Club Helps Veterans Shift to College
February 4, 2014
The number of veterans at Fordham has increased tenfold since the University made the decision in 2009 to participate in a tuition assistance program for veterans created by the Post-9/11 G.I. Bill. An intercampus club, the Armed Forces Group, is working to meet the needs of this growing population of students.
As a result of the Yellow Ribbon Program, the amount of financial aid provided to students who served for at least three years following the attacks on the World Trade Center, or those who were honorably discharged before serving three years as a result of a service-related disability, is matched by the U.S. Department of Veterans Affairs. As a full participant in the program, Fordham gives the maximum 50 percent of remaining need to eligible students—effectively reducing the cost of their education to zero, according to the University’s website.
“Because of that,” Armed Forces Group President Sean Ansted, who served in the Marines from 2004 to 2010, said, “the number of veterans went from being somewhere around 20, 30 tops in 2009 to 346 currently.”
Ansted, a senior studying legal and policy studies at Fordham School of Professional and Continuing Studies (PCS), has been with the club since its inception last spring and took over as president this fall.
“In the beginning, the first president of the group, Dan Hodd, got together with a lot of the administration and basically just wanted to start an initiative to help veterans make a positive transition from military to civilian life and life on a college campus,” Ansted said.
Less than a year later, the group has become a formal club on both campuses, worked with the administration to form the Veterans Alumni Association and gained recognition as an official chapter of the National Student Veterans Association.
Now that the club has established itself, its officers are fully focused on achieving the goals they set for themselves in 2012.

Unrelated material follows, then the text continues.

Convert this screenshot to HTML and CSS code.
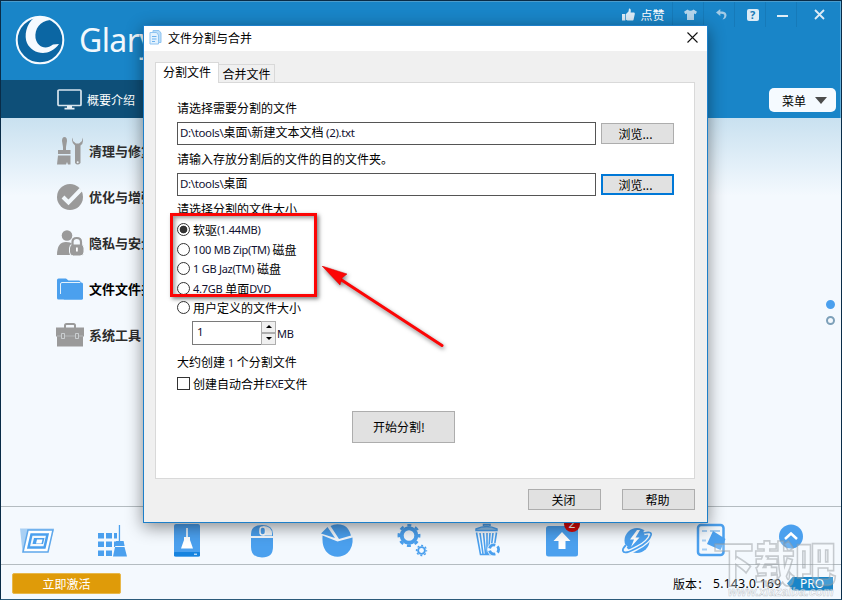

“One of the big initiatives that we’ve wanted to take—that’s me, [Vice President] Phil [D’Afflisio], and some of the other officers—is to make our club more known and less segregated. We’re here in mass numbers now, but a lot of the time we only really interact with each other. We want to open ourselves up to other clubs, by co-sponsoring events, and to the student body as a whole,” Ansted said.
“We want people to know that we’re not just crazy, weird, old guys with beards in the back of the class. For the most part,” Ansted added, laughing.
“Most people aren’t aware that we’re veterans,” D’Afflisio said, who was a staff sergeant in the Army from 2005 until 2011 and is currently double majoring in philosophy and visual arts. “When they find out it can be kind of interesting sometimes. You either get very poignant and pertinent questions or you get someone asking if you’ve ever killed anyone.”
But, D’Afflisio said, there are more important questions that need to be raised about veterans, especially those living in expensive and crowded metropolitan areas like New York City. Some of the issues D’Afflisio cited are the high costs of rent and food for men and women who are already struggling to reintegrate themselves into civilian life and the issue of post-traumatic stress disorder (PTSD).
“We’re trying to become a more cohesive unit on campus so that we can find ways to provide new and current student veterans with the means of accessing the people and programs within the city that can best help them with issues like these,” D’Afflisio said.
The Armed Forces Group holds frequent meetings to discuss ways to accomplish these and other tasks and has become an active club at the University.
“I see a very positive future for the veteran community at Fordham,” Ansted said. “I’m very competitive, so with Columbia up the road on the West side and NYU downtown, I think we can be better than both of them. I think we can be sort of a flagship for representing New York City’s veteran community better. One part of that is beginning the process of getting Fordham to inaugurate Veteran’s Day into the academic calendar, not just for one semester but for the future in general, as one of the national holidays that the university’s closed for. I think that would be a good commemoration of, and way of reflecting on, our service.”
“The important thing,” D’Afflisio said, “is that people understand that we are still part of the larger community. That’s why we’re giving back and trying to do outreach—like the project with ‘Toys for Tots’ that we just finished. We’re not just trying to say that we’re special or that we stand out but that what we learned in the military is how to be leaders in our communities and that what we really want to do is bring that to Fordham—to be leaders here.”